Avec toute cette manne, les collectivités se sont limitées, comme c’était le cas lors des exercices passés, à financer principalement les charges de fonctionnement pour 16,6 milliards de DH, dominées à 54% par les salaires des élus et des agents, alors que l’effort d’investissement, dont les bienfaits touchent le quotidien du citoyen, s’est limité à 10,4 milliards de DH avec une baisse notable de la rubrique des travaux neufs et grosses réparations, témoignant d’une décélération remarquable par rapport à celui entrepris en 2011. De surcroît, le taux de réalisation des projets intégrés et des travaux neufs dépasse à peine 25%.
Au final, sur des disponibilités d’environ 53,6 milliards de DH, les collectivités n’ont dépensé que 27 milliards. Elles se sont même offert le luxe de faire appel au financement externe.
Elles manquent de compétences pour gérer leurs projets
Ce constat peut en surprendre plus d’un si l’on s’arrête au niveau des procédures de ces collectivités. En effet, à la différence des administrations et organismes centraux, la procédure pour engager une dépense dans les communes et provinces est de loin moins contraignante. Du fait de leur autonomie financière, elles disposent de ressources mobilisables avant le début d’année, et il leur suffit de programmer, selon le calendrier des rentrées prévisionnelles, les projets à financer pour que le Trésor débloque les fonds correspondants.
S’agissant des communes qui cumulent le plus d’excédent, leur configuration n’aura pas trop changé durant ces trois dernières années. Sur la base d’une répartition datant d’il y a deux ans, Casablanca pointe paradoxalement en peloton de tête. Alors qu’elle manifeste des besoins colossaux en termes d’infrastructures en tout genre, l’excédent s’élève à plus de 3 milliards de DH. «Scandaleux pour une ville aux contours urbains mouvants et dont la population ne cesse d’évoluer», dénonce un membre du conseil de la ville. Rabat-Salé emboîte le pas à la capitale économique. Son excédent flirte avec 2 milliards de DH, accentué essentiellement par des dépenses dérisoires des communes rurales de la région. Sur l’échelle des excédents figure, ensuite, Souss-Massa-Drâa et Meknès-Tafilalet dont les soldes flirtent avec des montants respectivement de l’ordre de 1,9 et 1,5 milliard de DH.

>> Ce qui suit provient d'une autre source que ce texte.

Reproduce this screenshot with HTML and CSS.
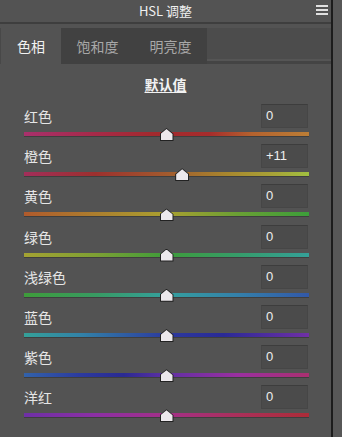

C’est dire que la perception, longtemps adoptée, de collectivités pauvres, en mal de financement, livrées à elles-mêmes ne tient plus. De l’avis des spécialistes des finances publiques, les collectivités locales ont dépassé les soucis liés au manque de ressources. Elles se trouvent depuis un certain temps confrontées à des problèmes majeurs au niveau du respect rigoureux des procédures, la capacité à gérer des projets structurants pour leur environnement et la maîtrise d’ouvrages surtout en termes de délais et de qualité des prestations.
Le salut viendra de la part de nouvelles compétences en planification qui tranchent avec les vieux réflexes et, surtout, d’une politique d’investissement volontariste mettant l’intérêt général au cœur de toute démarche.